Other things about Millwall are predictable and before Hockaday had his chance to reflect on the result, Ian Holloway engrossed the press room by tearing into his own supporters and the poisonous chanting which is established as a sorry tradition at this fixture.
The Istanbul obsession is slowly blowing itself out at The Den but Jimmy Savile’s name was everywhere on Saturday, used for cheap and obscene insults. Holloway, who is waging a war to convince West Yorkshire Police to end their enforcement of bubble-trips whenever Millwall come to Leeds, spoke as frankly he often speaks but was passionate and genuine, sticking his neck out. “It’s disgusting and disrespectful,” Holloway said. “Let’s think about what he (Savile) has actually done. I don’t like the banter. It ain’t funny.”
Sane voices are hard to find in these skirmishes and The Den was jacked up above its usual level, virtually full and deafeningly loud. Hockaday suggested that his team had played the occasion before half-time, and the first half was where the game was lost.
“We didn’t perform and we didn’t stick to the game plan,” Hockaday conceded. “In the second half we were better but it’s easier to react at 1-0 down because you’ve got nothing to lose.”
Leeds were a goal down after eight minutes, beaten in familiar fashion. Unmarked players were a niggle for Hockaday throughout pre-season and Mark Beevers found himself in that position when Lee Martin took a short corner and lifted a cross in his direction. The defender’s finish, a low sweep from 12 yards, was his first goal for two years but the absence of any marking helped. “I lost my man,” Beevers said. “That’s the point.”
Millwall had the run of the pitch for most of the first 45 minutes.
Leeds’ attempt to play their way into the game was disrupted by a five-man midfield which came together quickly and converged on Hockaday’s players whenever they collected the ball. Luke Murphy had the only chance to equalise before half-time but pulled his shot across a busy box with only David Forde to beat. At the other end of the field, Alan Dunne’s free header was plucked out of the air by a relieved Marco Silvestri seconds before the break.
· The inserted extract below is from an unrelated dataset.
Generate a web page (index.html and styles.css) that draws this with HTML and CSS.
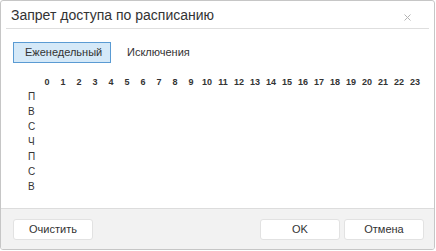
FILE: index.html
```html
<!DOCTYPE html>
<html lang="ru">

<head>
    <meta charset="UTF-8">
    <title>Запрет доступа по расписанию</title>
    <link rel="stylesheet" href="styles.css">
</head>

<body>
    <div class="dialog">
        <div class="dialog-header">
            <span class="dialog-title">Запрет доступа по расписанию</span>
            <svg class="close-btn" width="7" height="7" viewBox="0 0 7 7">
                <path d="M0.5 0.5 L6.5 6.5 M6.5 0.5 L0.5 6.5" stroke="#b4b4b4" stroke-width="1" fill="none" />
            </svg>
        </div>

        <div class="dialog-body">
            <div class="tabs">
                <div class="tab active">Еженедельный</div>
                <div class="tab">Исключения</div>
            </div>

            <div class="schedule" id="schedule"></div>
        </div>

        <div class="dialog-footer">
            <button class="btn">Очистить</button>
            <div class="footer-right">
                <button class="btn">OK</button>
                <button class="btn">Отмена</button>
            </div>
        </div>
    </div>

    <script>
        // hours header + one row per weekday
        var days = ['П', 'В', 'С', 'Ч', 'П', 'С', 'В'];
        var schedule = document.getElementById('schedule');

        var head = document.createElement('div');
        head.className = 'row hours';
        head.appendChild(document.createElement('span')).className = 'day';
        for (var h = 0; h < 24; h++) {
            var cell = document.createElement('span');
            cell.className = 'cell';
            cell.innerText = h;
            head.appendChild(cell);
        }
        schedule.appendChild(head);

        for (var i = 0; i < days.length; i++) {
            var row = document.createElement('div');
            row.className = 'row';
            var label = document.createElement('span');
            label.className = 'day';
            label.innerText = days[i];
            row.appendChild(label);
            schedule.appendChild(row);
        }
    </script>
</body>

</html>
```

FILE: styles.css
```css
body {
    margin: 0;
    padding: 0;
    font-family: "Liberation Sans", Arial, sans-serif;
    color: #333;
    background-color: #fff;
}

.dialog {
    width: 433px;
    height: 248px;
    border: 1px solid #c6c6c6;
    border-radius: 3px;
    display: flex;
    flex-direction: column;
    overflow: hidden;
}

.dialog-header {
    height: 27px;
    margin: 0 5px;
    padding: 0 5px;
    border-bottom: 1px solid #dedede;
    display: flex;
    align-items: center;
    justify-content: space-between;
}

.dialog-title {
    font-size: 14px;
    color: #333;
    padding-top: 1px;
}

.close-btn {
    margin-right: 13px;
    margin-top: 5px;
}

.dialog-body {
    flex: 1;
    padding: 13px 12px 0 12px;
}

.tabs {
    display: flex;
    align-items: center;
}

.tab {
    font-size: 11px;
    height: 19px;
    line-height: 19px;
    padding: 0 11px;
    border: 1px solid transparent;
    margin-right: 4px;
}

.tab.active {
    background-color: #d5e9f8;
    border-color: #5a9bd3;
    width: 74px;
}

.schedule {
    margin-top: 14px;
}

.row {
    display: flex;
    height: 15px;
    align-items: center;
}

.row.hours {
    height: 10px;
    margin-bottom: 2px;
}

.day {
    flex: 0 0 11px;
    padding-left: 15px;
    font-size: 10px;
}

.cell {
    flex: 0 0 16px;
    text-align: center;
    font-size: 9px;
    font-weight: bold;
    color: #333;
}

.dialog-footer {
    height: 40px;
    border-top: 1px solid #dcdcdc;
    background-color: #f2f2f2;
    display: flex;
    align-items: center;
    justify-content: space-between;
    padding: 0 10px 0 12px;
}

.footer-right {
    display: flex;
    gap: 4px;
}

.btn {
    width: 80px;
    height: 21px;
    font-family: "Liberation Sans", Arial, sans-serif;
    font-size: 11px;
    color: #333;
    background-color: #fff;
    border: 1px solid #e2e2e2;
    border-radius: 3px;
    padding: 0;
}
```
“We wanted to stop them carrying out their game plan, which is lots of diagonal balls, but we allowed them to play,” Hockaday said.
Offensively, he could have done with the passing ability of the suspended Tommaso Bianchi. This is a changed team, or so it is said, but the entire back four was here last season – a year of defensive blow-ups – and full league debuts on Saturday numbered only three.
Hockaday said: “Although our lads worked, they didn’t work with the intelligence I’d expect of them. When you step over the white line you have to perform, no excuses, and there are no excuses – because of the first half.”
The second-half gave Hockaday more to cling to. Noel Hunt should have scored in the very first minute after Forde and Beevers collided with each other and gave Nicky Ajose possession on the left wing. United’s new signing – a definite plus on Saturday – picked out Hunt but he watched the Irishman strike a shot against Dunne’s legs on an otherwise empty goalline. Hunt’s agonising reaction was that of a man who cannot bribe the ball across the whitewash.
Leeds had more chances besides and came into the game properly after Matt Smith and Lewis Cook arrived from the bench, allowing a change of formation and the birth of variation. Smith headed one chance wide and United’s third substitute, Dominic Poleon, was a fraction away from scoring after Smith’s glancing header sent him running into the box. Poleon’s inch-perfect chip from a hopeless angle was kept out by a desperate swipe of Forde’s right glove.
“We got a bit tight and Smith coming on made us make mistakes,” Holloway said.
Poleon’s chance came six minutes from time with Millwall starting to backtrack but Holloway’s team were freed of their nerves by a penalty four minutes later. Lewis Cook, a league debutant at 17 years of age, erred momentarily with a crossfield pass which dropped out of Jason Pearce’s reach and left Leeds in danger. The teenager attempted to clean up his mess but was penalised after Lee Gregory went down under his challenge. “There was no contact,” Hockaday said. “He hasn’t touched him.” Referee Oliver Langford stood accused of making amends after failing to award a more obvious penalty for Murphy’s trip on Martyn Woolford earlier in the half.
Shaun Williams took the penalty and stroked it beautifully to Silvestri’s right, beyond the Italian’s reach, and with that the game was gone. “The second half gives me hope,” Hockaday said, “and the good thing is that we reacted. Chances-wise, I thought we shaded it in the second half. But football is about moments and we didn’t take our chances.”
Holloway thought otherwise and seems to be on a mission already. There is palpable annoyance at Millwall – grievance, really – that they are being tipped for relegation, though Saturday’s win should not rank them as anything more than long outsiders for the play-offs. Hockaday says Leeds will get better. He must know that the opposition will too.
Millwall: Forde, Edwards, Dunne, Beevers, Malone, Abdou, Williams, Martin (Gueye 67), McDonald, Woolford (Easter 67), Fuller (Gregory 81). Subs: Bywater, Wright, Briggs, Webster.
Leeds United: Silvestri, Byram, Pearce, Wootton, Warnock, Austin, Murphy, Tonge, Ajose (Poleon 80), Hunt (Smith 57), Doukara (Cook 64). Subs (not used): S Taylor, Killock, Berardi, Benedicic.